[Rows from a dataset]

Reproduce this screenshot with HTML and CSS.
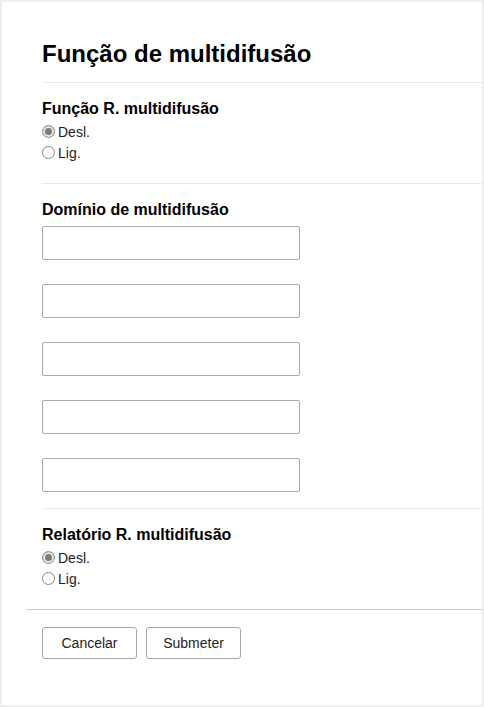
FILE: index.html
```html
<!DOCTYPE html>
<html lang="pt">
<head>
<meta charset="utf-8">
<title>Função de multidifusão</title>
<link rel="stylesheet" href="styles.css">
</head>
<body>
<div class="page">
  <div class="inner">
    <h1 class="title">Função de multidifusão</h1>
    <section class="section">
      <h2 class="heading">Função R. multidifusão</h2>
      <label class="radio-row"><input class="radio" type="radio" name="f1" checked><span>Desl.</span></label>
      <label class="radio-row"><input class="radio" type="radio" name="f1"><span>Lig.</span></label>
    </section>
    <section class="section domain">
      <h2 class="heading">Domínio de multidifusão</h2>
      <div class="inputs">
        <input class="text-input" type="text">
        <input class="text-input" type="text">
        <input class="text-input" type="text">
        <input class="text-input" type="text">
        <input class="text-input" type="text">
      </div>
    </section>
    <section class="section">
      <h2 class="heading">Relatório R. multidifusão</h2>
      <label class="radio-row"><input class="radio" type="radio" name="f2" checked><span>Desl.</span></label>
      <label class="radio-row"><input class="radio" type="radio" name="f2"><span>Lig.</span></label>
    </section>
  </div>
  <div class="actions">
    <button class="btn" type="button">Cancelar</button>
    <button class="btn" type="button">Submeter</button>
  </div>
</div>
</body>
</html>
```
FILE: styles.css
```css
html, body {
  margin: 0;
  padding: 0;
}
body {
  background: #eeeeee;
  font-family: "Liberation Sans", Arial, sans-serif;
  color: #000;
  padding: 2px;
}
.page {
  background: #fff;
  min-height: 703px;
  width: 480px;
  box-sizing: border-box;
  padding-left: 24px;
}
.inner {
  padding-left: 16px;
}
.title {
  margin: 0;
  padding-top: 38px;
  font-size: 24px;
  line-height: 28px;
  font-weight: bold;
  height: 42px;
}
.section {
  border-top: 1px solid #e8e8e8;
  padding-top: 16px;
  padding-bottom: 20px;
}
.section.domain {
  padding-bottom: 16px;
}
.heading {
  margin: 0 0 2px 0;
  font-size: 16px;
  line-height: 20px;
  font-weight: bold;
}
.radio-row {
  display: flex;
  align-items: center;
  height: 21px;
  font-size: 14px;
  color: #222;
}
.radio {
  appearance: none;
  -webkit-appearance: none;
  margin: 0 3px 0 0;
  width: 13px;
  height: 13px;
  border: 1px solid #858585;
  border-radius: 50%;
  background: #fff;
  box-sizing: border-box;
}
.radio:checked {
  border-color: #9a9a9a;
  background: #7d7d7d;
  box-shadow: inset 0 0 0 2px #e6e6e6;
}
.inputs {
  display: flex;
  flex-direction: column;
  gap: 24px;
  padding-top: 4px;
}
.text-input {
  box-sizing: border-box;
  width: 258px;
  height: 34px;
  margin: 0;
  border: 1px solid #a9a9a9;
  border-radius: 2px;
  background: #fff;
}
.actions {
  border-top: 1px solid #cccccc;
  padding: 17px 0 0 16px;
  display: flex;
  gap: 9px;
}
.btn {
  width: 95px;
  height: 32px;
  background: #fff;
  border: 1px solid #a6a6a6;
  border-radius: 3px;
  font-family: "Liberation Sans", Arial, sans-serif;
  font-size: 14px;
  color: #222;
  padding: 0;
}
```
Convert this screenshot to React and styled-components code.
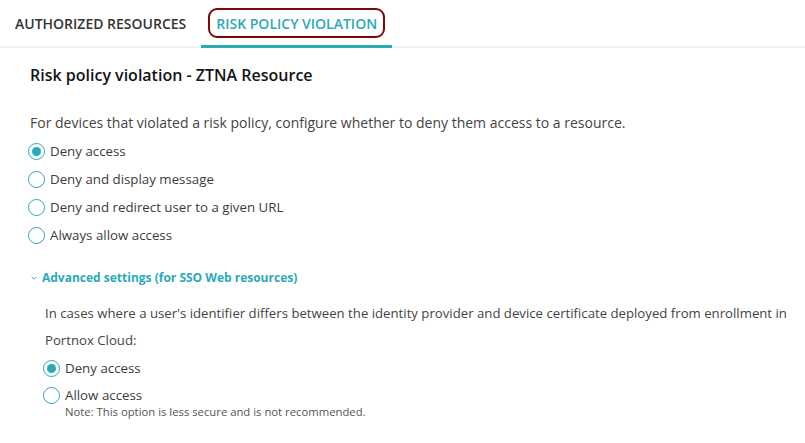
import React, { useState } from 'react';
import styled, { createGlobalStyle } from 'styled-components';

const GlobalStyle = createGlobalStyle`
  body {
    margin: 0;
    background: #ffffff;
    font-family: "Open Sans", "Liberation Sans", sans-serif;
    color: #3c3c3c;
  }
`;

const options = [
  'Deny access',
  'Deny and display message',
  'Deny and redirect user to a given URL',
  'Always allow access',
];

const Radio = ({ checked, onChange, children }) => (
  <RadioRow onClick={onChange}>
    <RadioCircle $checked={checked} />
    <RadioLabel>{children}</RadioLabel>
  </RadioRow>
);

const App = () => {
  const [tab, setTab] = useState(1);
  const [policy, setPolicy] = useState(0);
  const [mismatch, setMismatch] = useState(0);

  return (
    <Page>
      <GlobalStyle />
      <TabBar>
        <Tab $active={tab === 0} onClick={() => setTab(0)}>
          <TabText>AUTHORIZED RESOURCES</TabText>
        </Tab>
        <Tab $active={tab === 1} onClick={() => setTab(1)}>
          <TabText $highlight>RISK POLICY VIOLATION</TabText>
        </Tab>
      </TabBar>

      <Content>
        <Title>Risk policy violation - ZTNA Resource</Title>
        <Description>
          For devices that violated a risk policy, configure whether to deny them access to a resource.
        </Description>
        <RadioGroup>
          {options.map((label, i) => (
            <Radio key={label} checked={policy === i} onChange={() => setPolicy(i)}>
              {label}
            </Radio>
          ))}
        </RadioGroup>

        <Advanced>
          <Chevron viewBox="0 0 10 10">
            <path d="M2 3.5 L5 6.5 L8 3.5" fill="none" stroke="currentColor" strokeWidth="1.2" />
          </Chevron>
          Advanced settings (for SSO Web resources)
        </Advanced>

        <AdvancedBody>
          <Paragraph>
            In cases where a user's identifier differs between the identity provider and device certificate deployed from enrollment in Portnox Cloud:
          </Paragraph>
          <RadioGroup $tight>
            <Radio checked={mismatch === 0} onChange={() => setMismatch(0)}>
              Deny access
            </Radio>
            <RadioWithNote>
              <Radio checked={mismatch === 1} onChange={() => setMismatch(1)}>
                Allow access
              </Radio>
              <Note>Note: This option is less secure and is not recommended.</Note>
            </RadioWithNote>
          </RadioGroup>
        </AdvancedBody>
      </Content>
    </Page>
  );
};

export default App;

const Page = styled.div`
  width: 805px;
  min-height: 443px;
  background: #fff;
  overflow: hidden;
`;

const TabBar = styled.div`
  display: flex;
  height: 46px;
  border-bottom: 2px solid #efefef;
`;

const Tab = styled.div`
  display: flex;
  align-items: center;
  padding: 0 7px;
  margin-bottom: -2px;
  border-bottom: 3px solid ${(p) => (p.$active ? '#2aaab8' : 'transparent')};
  color: ${(p) => (p.$active ? '#2aaab8' : '#333333')};
  cursor: pointer;
`;

const TabText = styled.span`
  font-size: 14px;
  font-weight: 600;
  padding: 4px 6px 3px;
  margin-top: 1px;
  border: 2.5px solid ${(p) => (p.$highlight ? '#7a0a0a' : 'transparent')};
  border-radius: 9px;
`;

const Content = styled.div`
  padding: 16px 0 0 30px;
`;

const Title = styled.h2`
  margin: 0 0 27px;
  font-size: 16px;
  font-weight: 600;
  color: #141414;
  line-height: 22px;
`;

const Description = styled.p`
  margin: 0 0 8px;
  font-size: 14px;
  line-height: 20px;
  color: #444;
`;

const RadioGroup = styled.div`
  display: flex;
  flex-direction: column;
  gap: ${(p) => (p.$tight ? '7px' : '8px')};
`;

const RadioRow = styled.label`
  display: flex;
  align-items: center;
  gap: 5px;
  height: 20px;
  cursor: pointer;
  margin-left: -2px;
`;

const RadioCircle = styled.span`
  box-sizing: border-box;
  width: 17px;
  height: 17px;
  border-radius: 50%;
  border: 1.5px solid #2aaab8;
  display: flex;
  align-items: center;
  justify-content: center;
  background: #fff;

  &::after {
    content: '';
    width: 9px;
    height: 9px;
    border-radius: 50%;
    background: ${(p) => (p.$checked ? '#2aaab8' : 'transparent')};
  }
`;

const RadioLabel = styled.span`
  font-size: 13.3px;
  color: #3c3c3c;
`;

const Advanced = styled.div`
  display: flex;
  align-items: center;
  gap: 4px;
  margin-top: 24px;
  font-size: 12px;
  font-weight: 700;
  color: #2aaab8;
`;

const Chevron = styled.svg`
  width: 8px;
  height: 8px;
  color: #2aaab8;
`;

const AdvancedBody = styled.div`
  padding-left: 15px;
  margin-top: 14px;
`;

const Paragraph = styled.p`
  margin: 0 0 4px;
  font-size: 13.2px;
  line-height: 27px;
  color: #444;
`;

const RadioWithNote = styled.div`
  display: flex;
  flex-direction: column;
`;

const Note = styled.div`
  padding-left: 20px;
  font-size: 11.3px;
  color: #555;
  line-height: 14px;
`;
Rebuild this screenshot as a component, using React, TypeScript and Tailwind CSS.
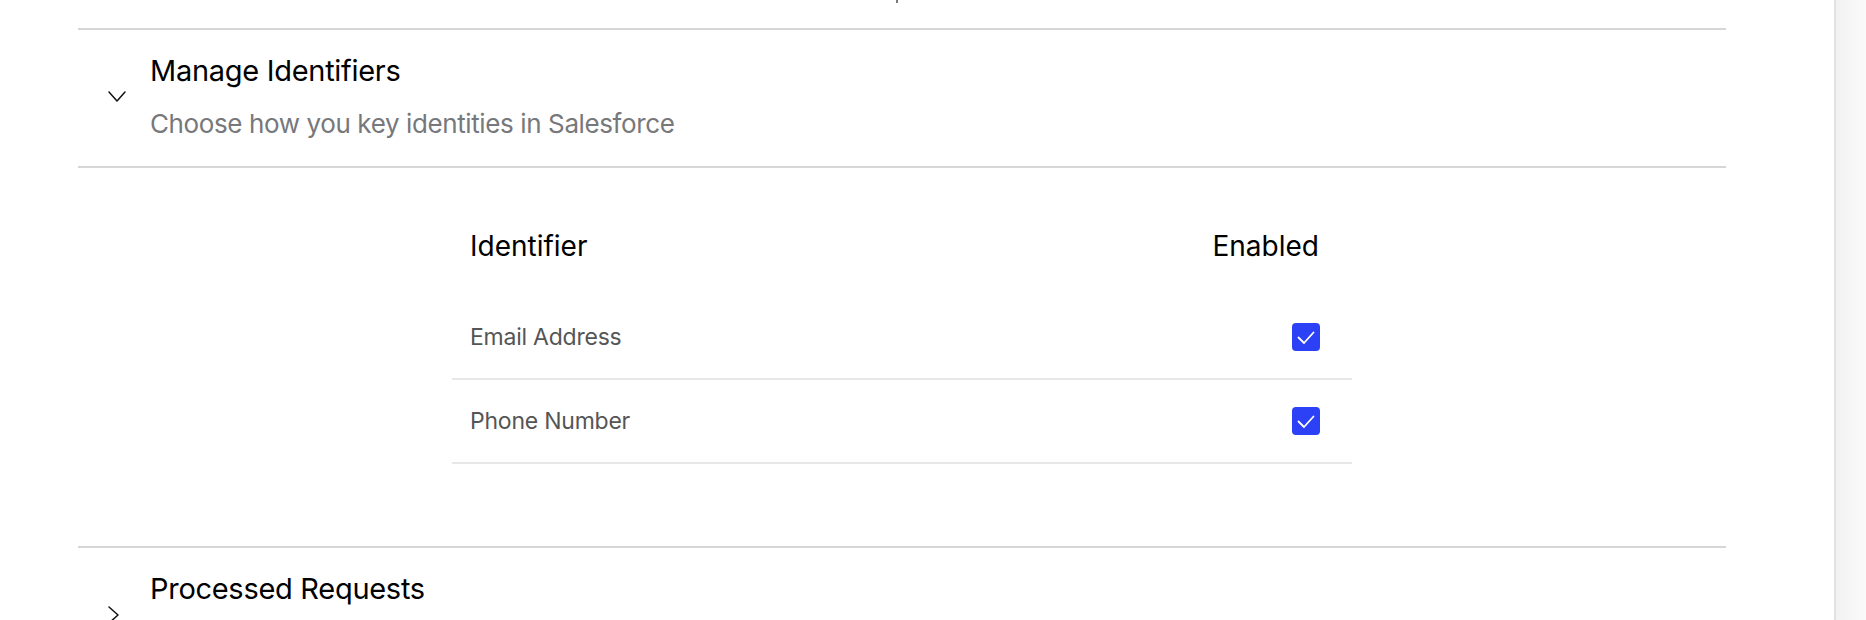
import React from "react";

function ChevronDown() {
  return (
    <svg width="18" height="11" viewBox="0 0 18 11" fill="none">
      <polyline points="1,1 9,10 17,1" stroke="#111" strokeWidth="1.5" strokeLinecap="round" strokeLinejoin="round" />
    </svg>
  );
}

function ChevronRight() {
  return (
    <svg width="11" height="18" viewBox="0 0 11 18" fill="none">
      <polyline points="1,1 10,9 1,17" stroke="#111" strokeWidth="1.5" strokeLinecap="round" strokeLinejoin="round" />
    </svg>
  );
}

function Checkbox() {
  return (
    <div className="flex h-[28px] w-[28px] items-center justify-center rounded-[4px] bg-[#2c40f6]">
      <svg width="28" height="28" viewBox="0 0 28 28" fill="none">
        <polyline points="6.5,14.5 12,20 21.5,9.5" stroke="#fff" strokeWidth="1.8" strokeLinecap="round" strokeLinejoin="round" />
      </svg>
    </div>
  );
}

function SectionHeader({ title, subtitle, open }: { title: string; subtitle?: string; open: boolean }) {
  return (
    <div className="flex items-center pt-[23px] pb-[26px]">
      <div className="flex w-[72px] shrink-0 items-center pl-[30px]">
        {open ? <ChevronDown /> : <ChevronRight />}
      </div>
      <div className="flex flex-col">
        <div className="text-[29px] leading-[36px] tracking-[-0.01em] text-black">{title}</div>
        {subtitle ? (
          <div className="mt-[19px] text-[26px] leading-[32px] tracking-[-0.015em] text-[#77787b]">{subtitle}</div>
        ) : (
          <div className="mt-[19px] h-[32px]" />
        )}
      </div>
    </div>
  );
}

const rows = ["Email Address", "Phone Number"];

export default function App() {
  return (
    <div className="flex h-[620px] w-full overflow-hidden bg-white font-['Inter',sans-serif]">
      <div className="flex-1 pl-[78px] pr-[108px]">
        <div className="h-[28px]">
          <div className="ml-[818px] h-[3px] w-[2px] bg-[#7a7a7a]" />
        </div>
        <div className="border-y-2 border-[#d6d6d6]">
          <SectionHeader
            title="Manage Identifiers"
            subtitle="Choose how you key identities in Salesforce"
            open
          />
        </div>
        <div className="pt-[61px] pb-[82px]">
          <div className="mx-auto w-[900px]">
            <div className="flex h-[34px] items-center justify-between pl-[18px] pr-[33px] text-[28px] leading-[34px] text-black">
              <span>Identifier</span>
              <span>Enabled</span>
            </div>
            <div className="mt-[33px]">
              {rows.map((r) => (
                <div
                  key={r}
                  className="flex h-[84px] items-center justify-between border-b-2 border-[#e7e7e7] pl-[18px] pr-[32px]"
                >
                  <span className="text-[23px] leading-[28px] tracking-[-0.01em] text-[#555555]">{r}</span>
                  <Checkbox />
                </div>
              ))}
            </div>
          </div>
        </div>
        <div className="border-t-2 border-[#d6d6d6]">
          <SectionHeader title="Processed Requests" open={false} />
        </div>
      </div>
      <div className="w-[32px] shrink-0 border-l-2 border-[#e2e2e2] bg-gradient-to-r from-[#f2f2f2] to-[#fafafa]" />
    </div>
  );
}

* WHAT IS REQUIRED
Go through the listing above and list every line that has the word "components".

* ANSWER BELOW
Convert this screenshot to React and styled-components code.
import styled, { createGlobalStyle } from 'styled-components';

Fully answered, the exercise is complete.